By this reasoning, the Isabelle simplifier is a "problem" that must be "fixed".
The simplifier does not respect eta-equivalence of terms. I don't
think I would want one that did.
On 1 Mar 2012, at 20:15, Brian Huffman wrote:
I have complained at length about this issue before. See this thread
from August of last year:https://lists.cam.ac.uk/pipermail/cl-isabelle-users/2011-August/msg00080.html
https://lists.cam.ac.uk/pipermail/cl-isabelle-users/2011-August/msg00089.htmlTo summarize: In my opinion, having a proof kernel that does
eta-expansion willy-nilly is an embarrassment; I also have similar
feelings about the "eta-contract" option in the pretty-printer, which
our eta-expanding kernel makes necessary.Unfortunately, fixing the problem properly would require modifying the
unification code in the kernel, which hardly anybody understands.

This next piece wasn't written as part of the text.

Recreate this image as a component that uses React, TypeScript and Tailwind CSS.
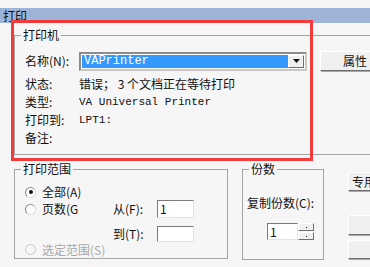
import React from "react";

const CJK = "font-['SimSun','Noto_Sans_CJK_SC',sans-serif]";
const MONO = "font-['Liberation_Mono','Noto_Sans_CJK_SC',monospace]";

function Legend({ text, left }: { text: string; left: string }) {
  return (
    <span
      className={`absolute top-[-9px] ${left} bg-[#f6f6f6] px-[2px] text-[12px] leading-[16px] text-[#111]`}
    >
      {text}
    </span>
  );
}

function Radio({ checked, disabled }: { checked?: boolean; disabled?: boolean }) {
  return (
    <span
      className={`flex h-[11px] w-[11px] shrink-0 items-center justify-center rounded-full border ${
        disabled ? "border-[#c8c8c8] bg-[#f6f6f6]" : "border-t-[#8a8a8a] border-l-[#8a8a8a] border-r-[#dcdcdc] border-b-[#dcdcdc] bg-white"
      }`}
    >
      {checked && <span className="h-[4px] w-[4px] rounded-full bg-[#111]" />}
    </span>
  );
}

function Sunken({ className, children }: { className: string; children?: React.ReactNode }) {
  return (
    <div
      className={`flex shrink-0 items-center border border-t-[#7a7a7a] border-l-[#7a7a7a] border-r-[#e4e4e4] border-b-[#e4e4e4] bg-white ${className}`}
    >
      {children}
    </div>
  );
}

function Button({ className, children }: { className: string; children?: React.ReactNode }) {
  return (
    <div
      className={`flex shrink-0 items-center justify-center border border-t-white border-l-white border-r-[#6e6e6e] border-b-[#6e6e6e] bg-[#f0f0f0] shadow-[1px_1px_0_#a8a8a8] ${className}`}
    >
      {children}
    </div>
  );
}

export default function App() {
  const rows = [
    { label: "状态:", value: "错误； 3 个文档正在等待打印", mono: false },
    { label: "类型:", value: "VA Universal Printer", mono: true },
    { label: "打印到:", value: "LPT1:", mono: true },
    { label: "备注:", value: "", mono: false },
  ];

  return (
    <div className={`relative h-[267px] w-[370px] overflow-hidden bg-[#f6f6f6] text-[12px] text-[#111] ${CJK}`}>
      <div className="h-[8px]" />
      <div className="flex h-[15px] items-center bg-[#9db4d8] pl-[3px] leading-[15px]">打印</div>

      {/* printer group */}
      <div className="relative ml-[14px] mt-[12px] h-[120px] w-[420px] border border-[#a4a4a4] pl-[10px] pt-[15px]">
        <Legend text="打印机" left="left-[6px]" />
        <div className="flex h-[20px] items-center">
          <span className="w-[54px] shrink-0">名称(N):</span>
          <div className="flex h-[19px] w-[228px] shrink-0 border-2 border-t-[#8c8c8c] border-l-[#8c8c8c] border-r-[#c8c8c8] border-b-[#c8c8c8] bg-white p-[1px]">
            <div className={`flex flex-1 items-center bg-[#3399ff] pl-[2px] text-[12px] text-white ${MONO}`}>
              VAPrinter
            </div>
            <div className="flex w-[16px] items-center justify-center border border-t-white border-l-white border-r-[#6e6e6e] border-b-[#6e6e6e] bg-[#efefef]">
              <svg width="7" height="4" viewBox="0 0 7 4">
                <path d="M0 0h7L3.5 4z" fill="#111" />
              </svg>
            </div>
          </div>
          <Button className="ml-[13px] h-[20px] w-[70px] justify-start pl-[22px]">属性</Button>
        </div>
        <div className="mt-[4px] flex flex-col">
          {rows.map((r) => (
            <div key={r.label} className="flex h-[18px] items-center">
              <span className="w-[54px] shrink-0">{r.label}</span>
              <span className={r.mono ? `${MONO} text-[11px]` : "whitespace-pre"}>{r.value}</span>
            </div>
          ))}
        </div>
      </div>

      <div className="mt-[14px] flex items-start">
        {/* range group */}
        <div className="relative ml-[14px] flex h-[90px] w-[214px] shrink-0 flex-col border border-[#a4a4a4] pt-[14px]">
          <Legend text="打印范围" left="left-[6px]" />
          <div className="flex h-[16px] items-center pl-[10px]">
            <Radio checked />
            <span className="ml-[6px]">全部(A)</span>
          </div>
          <div className="flex h-[18px] items-center pl-[10px]">
            <Radio />
            <span className="ml-[6px] w-[71px] shrink-0">页数(G</span>
            <span className="w-[44px] shrink-0">从(F):</span>
            <Sunken className="h-[18px] w-[37px] pl-[2px]">1</Sunken>
          </div>
          <div className="mt-[8px] flex h-[16px] items-center pl-[98px]">
            <span className="w-[44px] shrink-0">到(T):</span>
            <Sunken className="h-[16px] w-[37px]" />
          </div>
          <div className="relative ml-[9px] flex h-[19px] w-[96px] items-start bg-[#f6f6f6] pl-[1px] pt-[1px] text-[#a8a8a8]">
            <span className="mt-[1px]">
              <Radio disabled />
            </span>
            <span className="ml-[6px] leading-[14px]">选定范围(S)</span>
          </div>
        </div>

        {/* copies group */}
        <div className="relative ml-[14px] flex h-[91px] w-[82px] shrink-0 flex-col border border-[#a4a4a4] pl-[4px] pt-[25px]">
          <Legend text="份数" left="left-[6px]" />
          <span className="whitespace-nowrap leading-[16px]">复制份数(C):</span>
          <div className="ml-[20px] mt-[12px] flex h-[17px] w-[47px]">
            <Sunken className="h-[17px] w-[31px] pl-[2px]">1</Sunken>
            <div className="flex w-[16px] flex-col">
              <Button className="h-[8px] w-[16px] shadow-none">
                <span className="h-[1px] w-[1px] bg-[#111]" />
              </Button>
              <Button className="mt-[1px] h-[8px] w-[16px] shadow-none">
                <span className="h-[1px] w-[1px] bg-[#111]" />
              </Button>
            </div>
          </div>
        </div>

        {/* side buttons */}
        <div className="ml-[24px] mt-[3px] flex shrink-0 flex-col">
          <Button className="h-[19px] w-[40px] justify-start pl-[3px]">专用</Button>
          <Button className="mt-[24px] h-[20px] w-[40px]" />
          <Button className="mt-[5px] h-[19px] w-[40px]" />
        </div>
      </div>

      {/* annotation */}
      <div className="pointer-events-none absolute left-[11px] top-[20px] h-[141px] w-[302px] border-[3px] border-[#f33b3b]" />
    </div>
  );
}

It
would be hard to get anyone to trust a modified version of it.
From: Peter Lammich <lammich@in.tum.de>
It's no custom "proof tool" involved here. My setting is roughly like
this:
I have assertions of type "heap => addr set => bool", and hoare-tripels
of type "assertion => program => assertion => bool" (syntax: {P} S {Q})
I defined the assertion
definition [simp]: "false h as == False"
Moreover, I have a rule
lemma [simp]: "{false} S {Q}"
The proof that fails has the form:
lemma "{is_list xs p} S Q" proof (induct xs arbitrary: p)
case Nil show ?case by (cases p, simp_all)
...
Here, depending on the case for p, "is_list [] p" simplifies to false,
which is then simplified to \lambda _ _. False, before the rule for
{false} S {Q} is applied.
So, if I have to expect eta-expansion at any point, I have to add
additional rules to the simpset to make it confluent again. This
certainly works, but may blow up the simpset.
Just as a remark: The simpset setup from the standard library has such
problems, too --- for example there is id_apply, that happily simplifies
"%x. id x" to "%x. x", but not "id" (I already had problems with that).